This is after he slammed the
president over his punitive Finance Bill, 2024, calling for drastic revisions
to the proposed legislation.
Raila condemned the Finance Bill
2024, arguing it exacerbates an already intolerable tax burden without
improving public services.
“The tax burden in Kenya is at its highest level since independence, but public services have largely remained on their knees.
"As if this is not bad enough, the Finance Bill 2024 proposes even more and higher taxes.
"Consequently, the people and the country will be
way worse off at this time in 2025 if the Finance Bill 2024 does not undergo
radical surgery,” Odinga asserted.
Odinga lambasted the bill for
failing fundamental taxation principles of predictability, simplicity,
transparency, equity, administrative ease, and fairness.
“It is worse than the one of
2023, an investment killer and a huge millstone around the necks of millions of
poor Kenyans who must have hoped that the tears they shed over taxes last year
would see the government lessen the tax burden in 2024,” he declared.
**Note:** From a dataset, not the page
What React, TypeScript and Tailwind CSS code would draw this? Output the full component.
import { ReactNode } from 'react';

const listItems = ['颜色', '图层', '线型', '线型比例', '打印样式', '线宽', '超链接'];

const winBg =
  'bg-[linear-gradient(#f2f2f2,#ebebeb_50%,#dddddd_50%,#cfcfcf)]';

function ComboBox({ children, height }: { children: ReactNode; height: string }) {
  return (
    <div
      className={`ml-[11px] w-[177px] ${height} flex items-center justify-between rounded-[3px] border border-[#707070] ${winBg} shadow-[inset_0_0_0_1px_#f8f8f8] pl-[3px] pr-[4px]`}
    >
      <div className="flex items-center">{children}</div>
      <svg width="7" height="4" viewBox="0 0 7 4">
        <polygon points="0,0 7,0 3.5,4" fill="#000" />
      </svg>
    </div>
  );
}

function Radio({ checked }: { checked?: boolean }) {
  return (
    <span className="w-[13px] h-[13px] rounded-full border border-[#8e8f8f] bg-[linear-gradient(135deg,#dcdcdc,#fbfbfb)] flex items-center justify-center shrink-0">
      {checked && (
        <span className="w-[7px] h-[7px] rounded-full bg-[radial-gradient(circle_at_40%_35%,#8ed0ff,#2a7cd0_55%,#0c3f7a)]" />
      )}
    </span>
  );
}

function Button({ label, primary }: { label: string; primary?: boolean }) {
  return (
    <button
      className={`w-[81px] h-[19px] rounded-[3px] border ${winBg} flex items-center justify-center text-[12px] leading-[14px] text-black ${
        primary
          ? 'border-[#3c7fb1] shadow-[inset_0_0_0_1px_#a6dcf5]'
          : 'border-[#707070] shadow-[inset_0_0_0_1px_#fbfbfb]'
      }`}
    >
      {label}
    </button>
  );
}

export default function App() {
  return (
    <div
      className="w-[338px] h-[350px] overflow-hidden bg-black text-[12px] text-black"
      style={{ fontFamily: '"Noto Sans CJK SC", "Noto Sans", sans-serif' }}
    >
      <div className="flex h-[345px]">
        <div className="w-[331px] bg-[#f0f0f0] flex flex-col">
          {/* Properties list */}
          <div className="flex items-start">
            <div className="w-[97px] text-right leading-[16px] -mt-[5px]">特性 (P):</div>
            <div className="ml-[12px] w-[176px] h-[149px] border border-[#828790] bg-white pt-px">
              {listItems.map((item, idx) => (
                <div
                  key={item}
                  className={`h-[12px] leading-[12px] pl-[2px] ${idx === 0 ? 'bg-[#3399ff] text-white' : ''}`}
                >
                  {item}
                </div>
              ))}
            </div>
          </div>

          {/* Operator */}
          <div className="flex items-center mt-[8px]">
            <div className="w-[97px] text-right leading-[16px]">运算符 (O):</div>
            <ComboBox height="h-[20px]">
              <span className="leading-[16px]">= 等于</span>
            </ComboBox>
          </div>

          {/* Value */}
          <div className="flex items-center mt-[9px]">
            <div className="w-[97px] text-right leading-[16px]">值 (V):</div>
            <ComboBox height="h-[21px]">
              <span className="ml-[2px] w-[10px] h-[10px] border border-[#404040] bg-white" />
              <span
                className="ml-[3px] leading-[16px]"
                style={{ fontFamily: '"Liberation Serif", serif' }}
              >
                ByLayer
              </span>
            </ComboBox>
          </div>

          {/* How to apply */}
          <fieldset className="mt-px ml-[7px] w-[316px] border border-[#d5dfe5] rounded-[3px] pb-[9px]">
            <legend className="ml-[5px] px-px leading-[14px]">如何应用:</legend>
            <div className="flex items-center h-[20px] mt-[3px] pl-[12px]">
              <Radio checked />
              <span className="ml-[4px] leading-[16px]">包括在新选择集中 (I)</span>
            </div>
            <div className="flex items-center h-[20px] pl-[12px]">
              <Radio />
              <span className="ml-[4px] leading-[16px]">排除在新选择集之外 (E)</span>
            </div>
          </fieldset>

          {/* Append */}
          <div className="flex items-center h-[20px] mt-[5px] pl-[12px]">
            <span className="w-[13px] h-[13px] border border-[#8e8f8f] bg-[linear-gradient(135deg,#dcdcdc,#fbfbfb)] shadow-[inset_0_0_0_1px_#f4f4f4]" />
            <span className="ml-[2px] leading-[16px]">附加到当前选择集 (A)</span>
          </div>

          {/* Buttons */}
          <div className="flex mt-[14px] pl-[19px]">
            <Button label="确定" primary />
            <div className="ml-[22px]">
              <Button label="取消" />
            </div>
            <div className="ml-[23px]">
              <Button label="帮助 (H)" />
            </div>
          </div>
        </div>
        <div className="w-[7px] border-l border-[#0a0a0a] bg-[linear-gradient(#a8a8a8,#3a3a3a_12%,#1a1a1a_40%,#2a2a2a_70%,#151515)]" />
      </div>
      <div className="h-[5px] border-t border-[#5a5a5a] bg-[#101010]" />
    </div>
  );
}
Odinga, backed by President William Ruto’s government for the African Union Commission chairperson seat, did not hold back in his critique.
He labelled the bill a “regressive taxation
proposal that goes ruthlessly after the poor.”
According to Raila, if not reviewed, low-income Kenyans would face taxes on multiple fronts, resulting in
them paying more than those with higher incomes.